Produce an exact transcription of the listing below, omitting the pictures.

*DATASET SECTION*

########

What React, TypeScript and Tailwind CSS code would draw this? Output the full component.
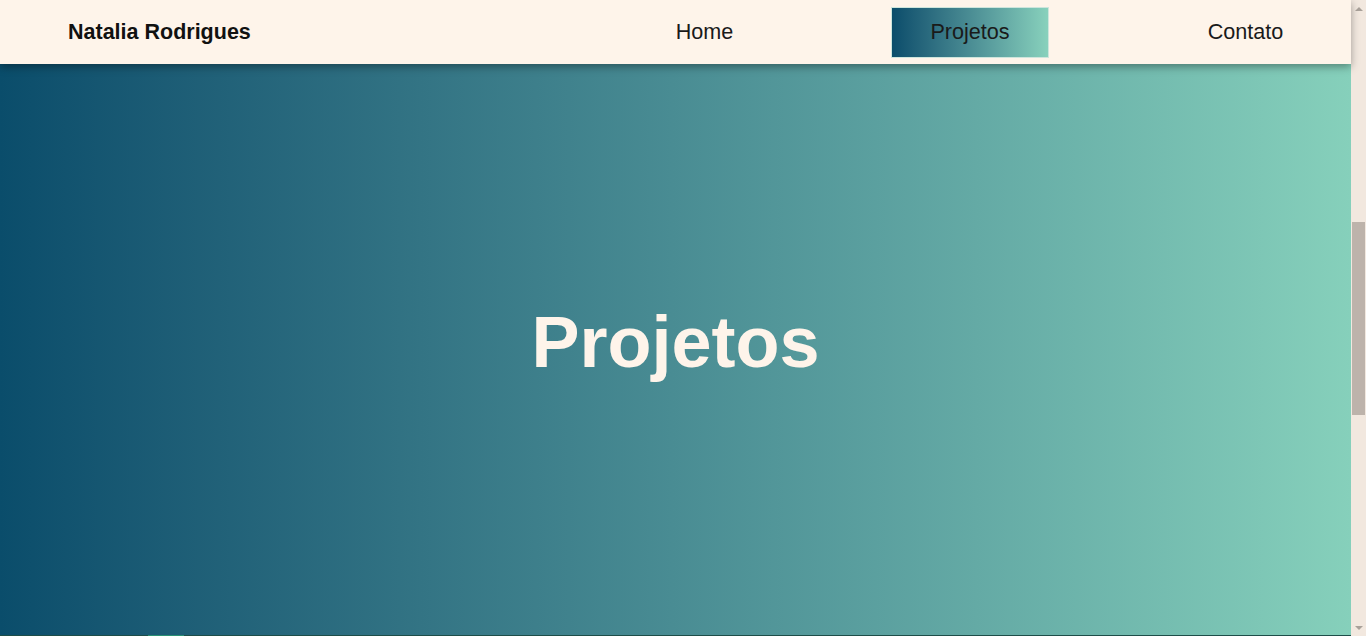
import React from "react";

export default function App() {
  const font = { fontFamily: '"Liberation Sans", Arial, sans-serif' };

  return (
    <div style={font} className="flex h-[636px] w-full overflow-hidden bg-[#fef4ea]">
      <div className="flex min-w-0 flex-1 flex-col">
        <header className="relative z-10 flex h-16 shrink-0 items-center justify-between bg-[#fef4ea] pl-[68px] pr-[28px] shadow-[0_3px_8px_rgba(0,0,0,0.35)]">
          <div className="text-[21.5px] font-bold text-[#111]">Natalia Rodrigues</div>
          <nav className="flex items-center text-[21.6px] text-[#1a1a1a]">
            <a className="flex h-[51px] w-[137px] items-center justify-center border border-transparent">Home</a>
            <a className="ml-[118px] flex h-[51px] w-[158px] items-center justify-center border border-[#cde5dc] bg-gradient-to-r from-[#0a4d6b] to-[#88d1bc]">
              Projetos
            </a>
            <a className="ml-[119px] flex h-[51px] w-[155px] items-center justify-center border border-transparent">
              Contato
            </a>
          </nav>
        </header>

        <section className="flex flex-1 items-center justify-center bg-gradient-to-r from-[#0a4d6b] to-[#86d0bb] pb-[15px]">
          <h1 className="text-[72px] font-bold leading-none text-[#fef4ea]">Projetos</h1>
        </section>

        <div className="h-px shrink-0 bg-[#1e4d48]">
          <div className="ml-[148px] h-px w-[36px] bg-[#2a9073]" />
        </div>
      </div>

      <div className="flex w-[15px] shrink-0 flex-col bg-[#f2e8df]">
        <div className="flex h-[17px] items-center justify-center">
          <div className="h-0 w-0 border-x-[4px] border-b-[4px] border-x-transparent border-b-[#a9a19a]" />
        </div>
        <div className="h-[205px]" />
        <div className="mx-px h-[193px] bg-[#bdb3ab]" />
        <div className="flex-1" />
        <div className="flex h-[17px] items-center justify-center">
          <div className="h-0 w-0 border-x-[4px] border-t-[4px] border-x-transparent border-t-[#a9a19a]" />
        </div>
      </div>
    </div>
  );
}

########

*RESPONSE*
What React, TypeScript and Tailwind CSS code would draw this? Output the full component.
import React from "react";

export default function App() {
  const font = { fontFamily: '"Liberation Sans", Arial, sans-serif' };

  return (
    <div style={font} className="flex h-[636px] w-full overflow-hidden bg-[#fef4ea]">
      <div className="flex min-w-0 flex-1 flex-col">
        <header className="relative z-10 flex h-16 shrink-0 items-center justify-between bg-[#fef4ea] pl-[68px] pr-[28px] shadow-[0_3px_8px_rgba(0,0,0,0.35)]">
          <div className="text-[21.5px] font-bold text-[#111]">Natalia Rodrigues</div>
          <nav className="flex items-center text-[21.6px] text-[#1a1a1a]">
            <a className="flex h-[51px] w-[137px] items-center justify-center border border-transparent">Home</a>
            <a className="ml-[118px] flex h-[51px] w-[158px] items-center justify-center border border-[#cde5dc] bg-gradient-to-r from-[#0a4d6b] to-[#88d1bc]">
              Projetos
            </a>
            <a className="ml-[119px] flex h-[51px] w-[155px] items-center justify-center border border-transparent">
              Contato
            </a>
          </nav>
        </header>

        <section className="flex flex-1 items-center justify-center bg-gradient-to-r from-[#0a4d6b] to-[#86d0bb] pb-[15px]">
          <h1 className="text-[72px] font-bold leading-none text-[#fef4ea]">Projetos</h1>
        </section>

        <div className="h-px shrink-0 bg-[#1e4d48]">
          <div className="ml-[148px] h-px w-[36px] bg-[#2a9073]" />
        </div>
      </div>

      <div className="flex w-[15px] shrink-0 flex-col bg-[#f2e8df]">
        <div className="flex h-[17px] items-center justify-center">
          <div className="h-0 w-0 border-x-[4px] border-b-[4px] border-x-transparent border-b-[#a9a19a]" />
        </div>
        <div className="h-[205px]" />
        <div className="mx-px h-[193px] bg-[#bdb3ab]" />
        <div className="flex-1" />
        <div className="flex h-[17px] items-center justify-center">
          <div className="h-0 w-0 border-x-[4px] border-t-[4px] border-x-transparent border-t-[#a9a19a]" />
        </div>
      </div>
    </div>
  );
}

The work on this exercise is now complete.